For the simple problem to get us started, let's look at the ubiquitous factorial function:

fac n = 
  if n==1 then 1
  else n*(fac (n-1))

The last call made to fac during runtime is with n equal to 1. This is typical in two ways: The end test is handled at the beginning of the source code, and it returns a simple value, which in this case is 1. In general, the end value is often the identity for whatever operation is used to combine values in the function.

As each call to fac makes another call with a smaller value of n, a chain of calculations is built up on the call stack, all of them waiting for the last call to return its value. Each call is waiting to multiply its own value of n by the value it recieves from the next call. When the last function call is made, with n==1, that call returns 1 instead of recursing, thus ending the recursion chain. The stack then begins to unwind, multiplying later return values of the function by earlier (larger) values of n. The final result is built up as the calculations are done in the reverse of the order in which the function calls were made. This is what the call stack looks like as the calculation proceeds in time, one line for each operation:

fac 3               --original call
3 * (fac 2)         --recursive call
3 * (2 * (fac 1))   --last recursive call
3 * (2 * 1)         --result of last call
3 * 2               --result of previous call
6                   --result of original call

A tail call is any function call where nothing else needs to be calculated in the calling function when the call is made. It can occur in the middle of the source code for the function, but the value of the recursive call has to be returned by the calling function immediately. If the function making the call needs to do more operations on that value before it can return, the compiler will have to push the next call onto the stack. Here's a tail-recursive version of fac:

fac n = fac' n 1
  where fac' m a = if m==1 then a
                   else fac' (m-1) (m*a)

So the tail-recursive function fac' does the calculation in the same order as the order in which the calls are made instead of the opposite order. In principle, a tail recursion could build up its calls on the stack just like a nontail recursion does, but it's not necessary. The last call (with n==1) returns the accumulater, which is the final result, and all the previous calls just pass that result back to the entry point (the original call). Since that's trivially easy, any compiler worth the name will convert the tail call into a jump machine instruction, re-use the same memory locations for m and a in every call, and just return the result immediately when the last call returns.

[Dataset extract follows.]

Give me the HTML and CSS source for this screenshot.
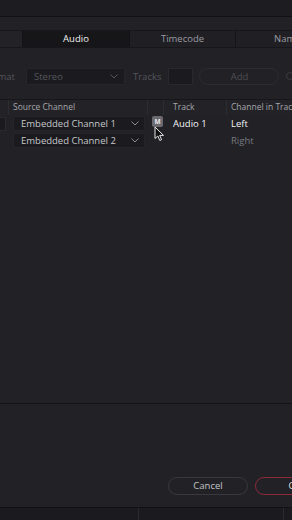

Since fac' passes The last line of this example is a tail call: The value of each fac' (m-1) a_m-1 is returned unchanged by the corresponding fac' m a_m. The compiler doesn't have to push anything onto the call stack in order to make the next call, because the two function calls will return the same value. This means the compiler can convert recursive calls to this function into jumps, eliminating the need for extra stack space. The final result is built up as the function calls are made, by computing the new values of a. Theoretically speaking, the final result is then passed unchanged from fac' 1 a₁ back to fac' 2 a₂, etc., to fac' n 1. In reality, the whole process is effectively compiled into a loop.

It can also be avoided by using a simple loop, but some languages (e.g. Scheme and Haskell) don't provide that feature.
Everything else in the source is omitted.